Reputation: 1534
I'm using pydoop to read and write files in pyspark. I want to write my job output in gzip format. My current code looks like the following:
def create_data_distributed(workerNum,outputDir, centers, noSamples = 10, var = 0.1):
numCenters = centers.shape[0]
dim = centers.shape[1]
fptr_out = hdfs.hdfs().open_file(os.path.join(outputDir, ("part-%05d" % workerNum) ) + ".txt", "w")
for idx in range(noSamples):
idxCenter = np.random.randint(numCenters)
sample = centers[idxCenter] + np.random.normal(size=(1,dim))

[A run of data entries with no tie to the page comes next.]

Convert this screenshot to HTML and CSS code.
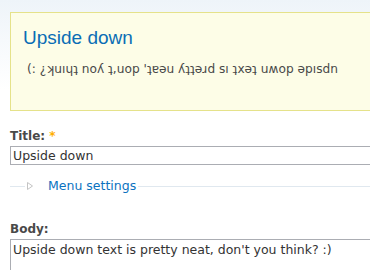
FILE: index.html
```html
<!DOCTYPE html>
<html>
<head>
<meta charset="utf-8">
<link rel="stylesheet" href="styles.css">
</head>
<body>
<div class="page">
  <div class="preview">
    <h2 class="preview-title">Upside down</h2>
    <p class="preview-body">(: ¿ʞuıɥʇ noʎ ʇ,uop 'ʇɐǝu ʎʇʇǝɹd sı ʇxǝʇ uʍop ǝpısdn</p>
  </div>
  <div class="form-item title-item">
    <label class="label">Title: <span class="required">*</span></label>
    <div class="input">Upside down</div>
  </div>
  <div class="fieldset">
    <span class="rule short"></span>
    <svg class="arrow" width="8" height="10" viewBox="0 0 8 10"><path d="M1.5 1.5 L6.5 5 L1.5 8.5 Z" fill="#fff" stroke="#c4c4c4" stroke-width="1"/></svg>
    <a class="legend">Menu settings</a>
    <span class="rule long"></span>
  </div>
  <div class="form-item body-item">
    <label class="label">Body:</label>
    <div class="textarea">Upside down text is pretty neat, don't you think? :)</div>
  </div>
</div>
</body>
</html>
```
FILE: styles.css
```css
html, body {
  margin: 0;
  padding: 0;
}
body {
  width: 370px;
  height: 270px;
  overflow: hidden;
  background: linear-gradient(to bottom, #eef4f9 0px, #f6f9fc 40px, #ffffff 90px);
  font-family: "DejaVu Sans", Verdana, sans-serif;
  font-size: 12px;
  color: #494949;
}
.page {
  padding: 12px 0 0 10px;
  height: 258px;
  display: flex;
  flex-direction: column;
}
.preview {
  border: 1px solid #e5e28a;
  border-right: none;
  background: #fdfde7;
  padding: 13px 0 0 12px;
  height: 84px;
  flex: none;
}
.preview-title {
  margin: 0;
  font-family: "Liberation Sans", Arial, sans-serif;
  font-weight: normal;
  font-size: 19px;
  line-height: 23px;
  color: #0a6db5;
}
.preview-body {
  margin: 12px 0 0 4px;
  font-size: 12.2px;
  line-height: 16px;
  color: #494949;
}
.form-item {
  display: flex;
  flex-direction: column;
}
.title-item {
  margin-top: 17px;
  flex: none;
}
.label {
  font-weight: bold;
  font-size: 12px;
  line-height: 16px;
  color: #494949;
}
.required {
  color: #ffae00;
}
.input {
  margin-top: 2px;
  height: 17px;
  border: 1px solid #abadb3;
  border-right: none;
  background: #fff;
  padding-left: 2px;
  font-size: 12.5px;
  line-height: 17px;
  color: #333;
}
.fieldset {
  display: flex;
  align-items: center;
  margin-top: 11px;
  height: 20px;
  flex: none;
}
.rule {
  height: 1px;
  background: #e0e8ef;
}
.rule.short {
  width: 15px;
  margin-right: 1px;
}
.arrow {
  margin-right: 14px;
}
.rule.long {
  flex: 1;
}
.legend {
  color: #0b72bf;
  font-size: 12.5px;
  line-height: 16px;
  padding-right: 2px;
}
.body-item {
  margin-top: 25px;
  flex: 1;
  min-height: 0;
}
.textarea {
  margin-top: 2px;
  flex: 1;
  border: 1px solid #abadb3;
  border-right: none;
  border-bottom: none;
  background: #fff;
  padding: 1px 2px 0;
  font-size: 12.5px;
  line-height: 17px;
  color: #333;
}
```
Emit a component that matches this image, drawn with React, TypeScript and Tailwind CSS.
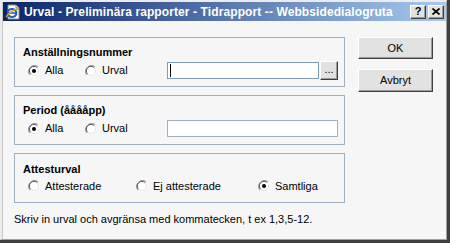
import React from "react";

const font = { fontFamily: '"Liberation Sans", Arial, sans-serif' };

function Radio({ checked }: { checked?: boolean }) {
  return (
    <svg width="12" height="12" viewBox="0 0 12 12" className="shrink-0">
      <path d="M10.2 1.8 A6 6 0 0 0 1.8 10.2" fill="none" stroke="#9a9a9a" strokeWidth="1" />
      <path d="M1.8 10.2 A6 6 0 0 0 10.2 1.8" fill="none" stroke="#ffffff" strokeWidth="1" />
      <circle cx="6" cy="6" r="4.6" fill="#ffffff" />
      <path d="M9.3 2.7 A4.6 4.6 0 0 0 2.7 9.3" fill="none" stroke="#505050" strokeWidth="1" />
      <path d="M2.7 9.3 A4.6 4.6 0 0 0 9.3 2.7" fill="none" stroke="#e4e4e4" strokeWidth="1" />
      {checked && <circle cx="6" cy="6" r="2" fill="#000000" />}
    </svg>
  );
}

function RadioItem({ checked, label, className = "" }: { checked?: boolean; label: string; className?: string }) {
  return (
    <div className={"flex items-center gap-[5px] " + className}>
      <Radio checked={checked} />
      <span className="text-[11px] leading-[13px] text-black">{label}</span>
    </div>
  );
}

function Btn3D({ children, className = "" }: { children: React.ReactNode; className?: string }) {
  return (
    <div
      className={
        "flex items-center justify-center bg-[#e2e2e2] border-t border-l border-white border-b border-r border-b-[#404040] border-r-[#404040] shadow-[inset_-1px_-1px_0_#9a9a9a] " +
        className
      }
    >
      {children}
    </div>
  );
}

function IEIcon() {
  return (
    <svg width="16" height="16" viewBox="0 0 16 16" className="shrink-0">
      <path d="M3 1 H11 L14 4 V15 H3 Z" fill="#ffffff" stroke="#8a8a8a" strokeWidth="1" />
      <path d="M11 1 V4 H14" fill="#e0e0e0" stroke="#8a8a8a" strokeWidth="1" />
      <ellipse cx="7" cy="9" rx="4.3" ry="4" fill="none" stroke="#1a5fd0" strokeWidth="2.2" />
      <path d="M3 9 H11" stroke="#1a5fd0" strokeWidth="1.6" />
      <path d="M1 13 C4 9 9 5 14 5" fill="none" stroke="#e8a000" strokeWidth="1.3" />
    </svg>
  );
}

export default function App() {
  return (
    <div style={font} className="w-[450px] h-[243px] overflow-hidden">
      <div className="w-[450px] h-[243px] flex flex-col border-r-[3px] border-b-[3px] border-[#404040] bg-[#f0f0f0]">
        <div className="flex-1 flex flex-col border-r border-b border-[#a0a0a0] border-l-[2px] border-l-[#ececec] border-t-[2px] border-t-[#ececec]">
          <div className="flex-1 flex flex-col border-l border-[#c8c8c8]">
            {/* Title bar */}
            <div className="h-[19px] flex items-center pl-[2px] pr-[2px] bg-[linear-gradient(to_right,#0a246a,#a6caf0)]">
              <IEIcon />
              <span className="ml-[3px] text-white font-bold text-[12px] leading-[14px] whitespace-nowrap tracking-[0.1px]">
                Urval - Preliminära rapporter - Tidrapport -- Webbsidedialogruta
              </span>
              <div className="ml-auto flex items-center">
                <Btn3D className="w-[16px] h-[14px]">
                  <span className="text-[11px] leading-[11px] font-bold text-black">?</span>
                </Btn3D>
                <Btn3D className="w-[16px] h-[14px] ml-[2px]">
                  <svg width="8" height="7" viewBox="0 0 8 7">
                    <path d="M0.5 0.5 L7.5 6.5 M7.5 0.5 L0.5 6.5" stroke="#000" strokeWidth="1.6" />
                  </svg>
                </Btn3D>
              </div>
            </div>

            {/* Body */}
            <div className="flex-1 bg-[#f6f6f6] flex pl-[11px] pt-[16px]">
              <div className="w-[331px] flex flex-col">
                {/* Box 1 */}
                <div className="h-[50px] border border-[#9fb0c2] flex flex-col pl-[8px] pt-[8px]">
                  <div className="text-[11px] leading-[13px] font-bold text-black">Anställningsnummer</div>
                  <div className="flex items-center mt-[3px] h-[17px]">
                    <RadioItem checked label="Alla" className="ml-[5px] w-[57px]" />
                    <RadioItem label="Urval" className="w-[82px]" />
                    <div className="w-[152px] h-[17px] bg-white border border-[#7f9db9] flex items-center pl-[2px]">
                      <div className="w-[1px] h-[13px] bg-black" />
                    </div>
                    <Btn3D className="w-[18px] h-[19px] ml-[1px]">
                      <span className="text-[11px] leading-[11px] text-black -mt-[3px]">...</span>
                    </Btn3D>
                  </div>
                </div>

                {/* Box 2 */}
                <div className="h-[50px] mt-[8px] border border-[#9fb0c2] flex flex-col pl-[8px] pt-[8px]">
                  <div className="text-[11px] leading-[13px] font-bold text-black">Period (ååååpp)</div>
                  <div className="flex items-center mt-[3px] h-[17px]">
                    <RadioItem checked label="Alla" className="ml-[5px] w-[57px]" />
                    <RadioItem label="Urval" className="w-[82px]" />
                    <div className="w-[171px] h-[17px] bg-white border border-[#9fb0c2]" />
                  </div>
                </div>

                {/* Box 3 */}
                <div className="h-[50px] mt-[8px] border border-[#9fb0c2] flex flex-col pl-[8px] pt-[9px]">
                  <div className="text-[11px] leading-[13px] font-bold text-black">Attesturval</div>
                  <div className="flex items-center mt-[3px] h-[14px]">
                    <RadioItem label="Attesterade" className="ml-[5px] w-[108px] gap-[2px]" />
                    <RadioItem label="Ej attesterade" className="w-[122px] gap-[-1px]" />
                    <RadioItem checked label="Samtliga" className="gap-[1px]" />
                  </div>
                </div>

                <div className="mt-[10px] text-[11px] leading-[13px] text-black whitespace-nowrap">
                  Skriv in urval och avgränsa med kommatecken, t ex 1,3,5-12.
                </div>
              </div>

              {/* Buttons */}
              <div className="ml-[13px] flex flex-col">
                <Btn3D className="w-[75px] h-[22px]">
                  <span className="text-[11px] leading-[13px] text-black">OK</span>
                </Btn3D>
                <Btn3D className="w-[75px] h-[23px] mt-[10px]">
                  <span className="text-[11px] leading-[13px] text-black">Avbryt</span>
                </Btn3D>
              </div>
            </div>
          </div>
        </div>
      </div>
    </div>
  );
}
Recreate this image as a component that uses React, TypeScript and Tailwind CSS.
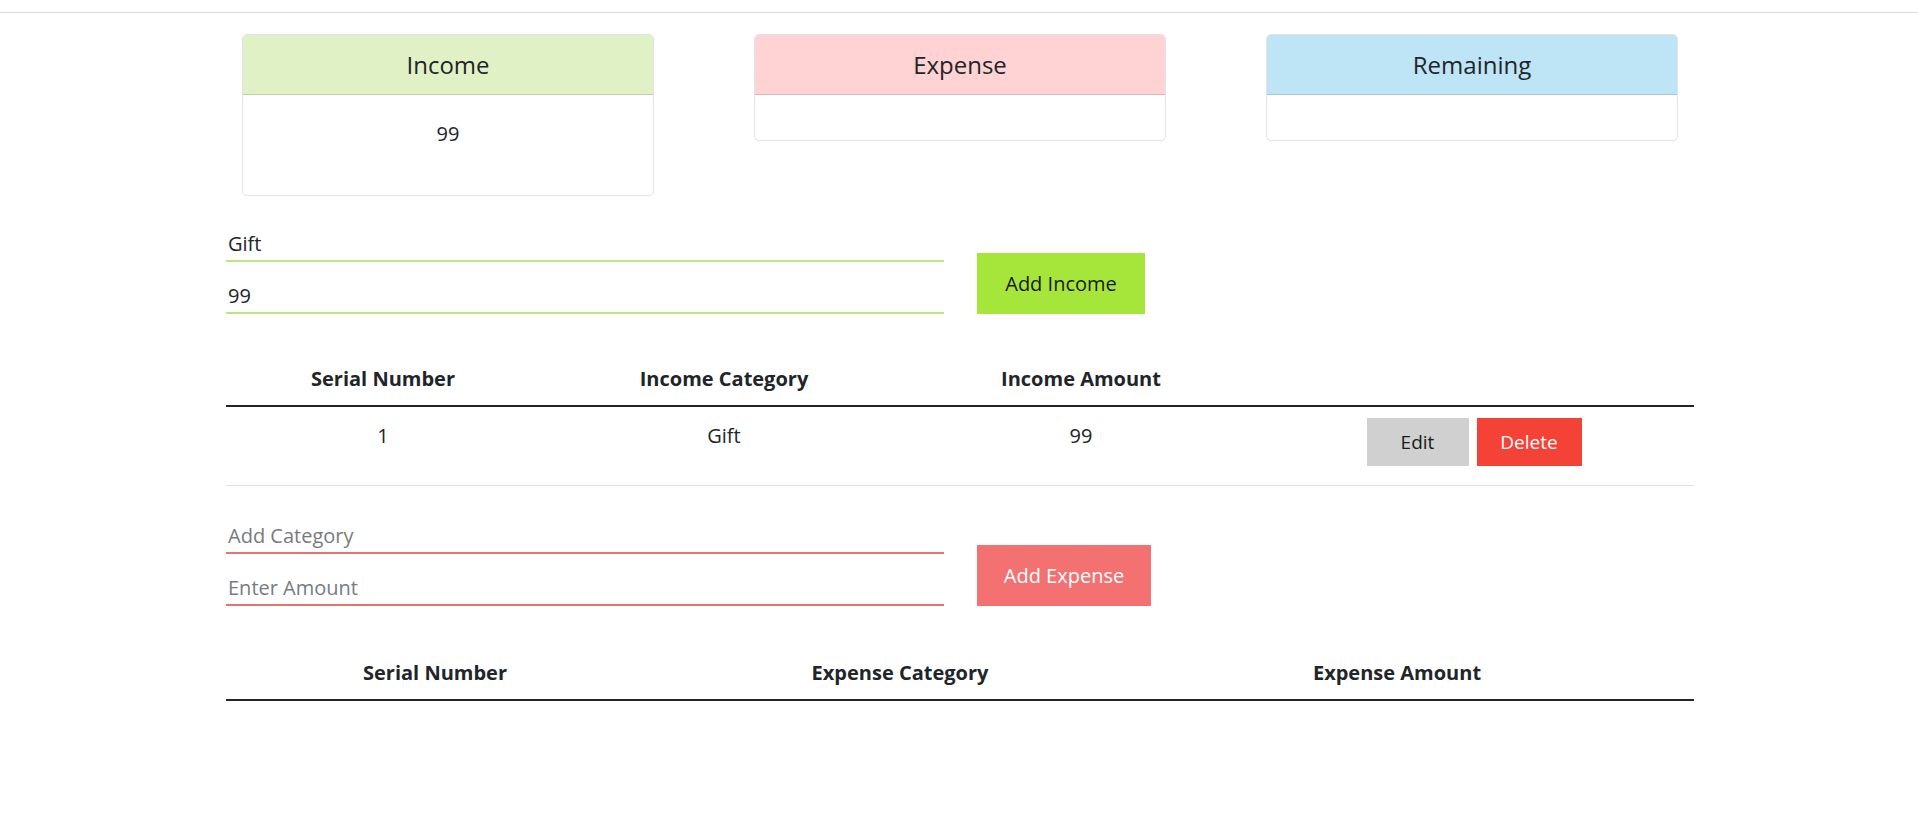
import React from "react";

/* ---- Summary cards ---- */

function SummaryCard({ title, head, value, bodyH }: { title: string; head: string; value?: string; bodyH: string }) {
  return (
    <div className="w-[412px] rounded-[5px] border border-[#dfe2e6] overflow-hidden bg-white">
      <div className={`h-[60px] flex items-center justify-center border-b border-[rgba(0,0,0,0.13)] ${head}`}>
        <span className="text-[24px] text-[#212529]">{title}</span>
      </div>
      <div className={`${bodyH} text-center pt-[24px] leading-[30px] text-[20px] text-[#212529]`}>{value}</div>
    </div>
  );
}

/* ---- Form with two underlined inputs and a button ---- */

function EntryForm({
  cat,
  amt,
  line,
  button,
  buttonCls,
}: {
  cat: string;
  amt: string;
  line: string;
  button: string;
  buttonCls: string;
}) {
  const inputCls = `block w-[718px] h-[36px] pl-[2px] border-b-2 ${line} text-[20px] text-[#212529] outline-none bg-transparent placeholder:text-[#777b80]`;
  return (
    <div className="flex items-end gap-[33px]">
      <div className="flex flex-col gap-[16px]">
        <input className={inputCls} defaultValue={cat} placeholder="Add Category" />
        <input className={inputCls} defaultValue={amt} placeholder="Enter Amount" />
      </div>
      <button className={`h-[61px] text-[20px] ${buttonCls}`}>{button}</button>
    </div>
  );
}

export default function App() {
  return (
    <div className="min-h-screen bg-white font-['Open_Sans','Noto_Sans',sans-serif] text-[#212529]">
      <div className="h-[13px] border-b border-[#dcdcdc]" />

      <div className="w-[1468px] mx-auto translate-x-[1px]">
        {/* cards */}
        <div className="flex justify-between items-start px-[16px] pt-[21px]">
          <SummaryCard title="Income" head="bg-[#e0f2c5]" value="99" bodyH="h-[100px]" />
          <SummaryCard title="Expense" head="bg-[#ffd3d4]" bodyH="h-[45px]" />
          <SummaryCard title="Remaining" head="bg-[#bee5f6]" bodyH="h-[45px]" />
        </div>

        {/* income form */}
        <div className="pt-[30px]">
          <EntryForm
            cat="Gift"
            amt="99"
            line="border-[#bfe67c]"
            button="Add Income"
            buttonCls="w-[168px] bg-[#a6e63b] text-[#1a1a1a]"
          />
        </div>

        {/* income table */}
        <div className="mt-[39px]">
          <div className="grid grid-cols-[314px_368px_346px_1fr] h-[54px] items-center text-center text-[20px] font-bold border-b-2 border-[#212529]">
            <div>Serial Number</div>
            <div>Income Category</div>
            <div>Income Amount</div>
            <div />
          </div>
          <div className="grid grid-cols-[314px_368px_346px_1fr] h-[79px] items-start pt-[11px] text-center text-[20px] border-b border-[#dee2e6]">
            <div className="pt-[3px] leading-[30px]">1</div>
            <div className="pt-[3px] leading-[30px]">Gift</div>
            <div className="pt-[3px] leading-[30px]">99</div>
            <div className="flex justify-center gap-[8px]">
              <button className="w-[102px] h-[48px] bg-[#d0d0d0] text-[#1a1a1a] text-[19px]">Edit</button>
              <button className="w-[105px] h-[48px] bg-[#f44336] text-white text-[19px]">Delete</button>
            </div>
          </div>
        </div>

        {/* expense form */}
        <div className="pt-[32px]">
          <EntryForm
            cat=""
            amt=""
            line="border-[#e57373]"
            button="Add Expense"
            buttonCls="w-[174px] bg-[#f47171] text-white"
          />
        </div>

        {/* expense table */}
        <div className="mt-[41px]">
          <div className="grid grid-cols-[418px_512px_482px_1fr] h-[54px] items-center text-center text-[20px] font-bold border-b-2 border-[#212529]">
            <div>Serial Number</div>
            <div>Expense Category</div>
            <div>Expense Amount</div>
            <div />
          </div>
        </div>
      </div>
    </div>
  );
}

# output the sample. Need to
fptr_out.write("%d, " % idxCenter)
for i in range(len(sample[0])):
fptr_out.write("%f " %(sample[0][i]))
if (i < (len(sample[0])-1)):
fptr_out.write(",")
fptr_out.write("\n")
fptr_out.close()
return
How do I make this code to open and write a gzip file and not regular file?
Thanks!!!
Upvotes: 2
Views: 702
Reputation: 74655
I would expect that you could do that by wrapping the returned file-like object:
fptr_out = hdfs.hdfs().open_file(...)
With gzip.GzipFile
like:
hdfs_file = hdfs.hdfs().open_file(...)
fptr_out = gzip.GzipFile(mode='wb', fileobj=hdfs_file)
Note that you have to call close on both:
fptr_out.close()
hdfs_file.close()
This is a lot more clear with the with
statement:
output_filename = os.path.join(outputDir, ("part-%05d" % workerNum) ) + ".txt.gz"
with hdfs.hdfs().open_file(output_filename, "wb") as hdfs_file:
with gzip.GzipFile(mode='wb', fileobj=hdfs_file) as fptr_out:
...
This is all untested. Use at your own risk.
Upvotes: 2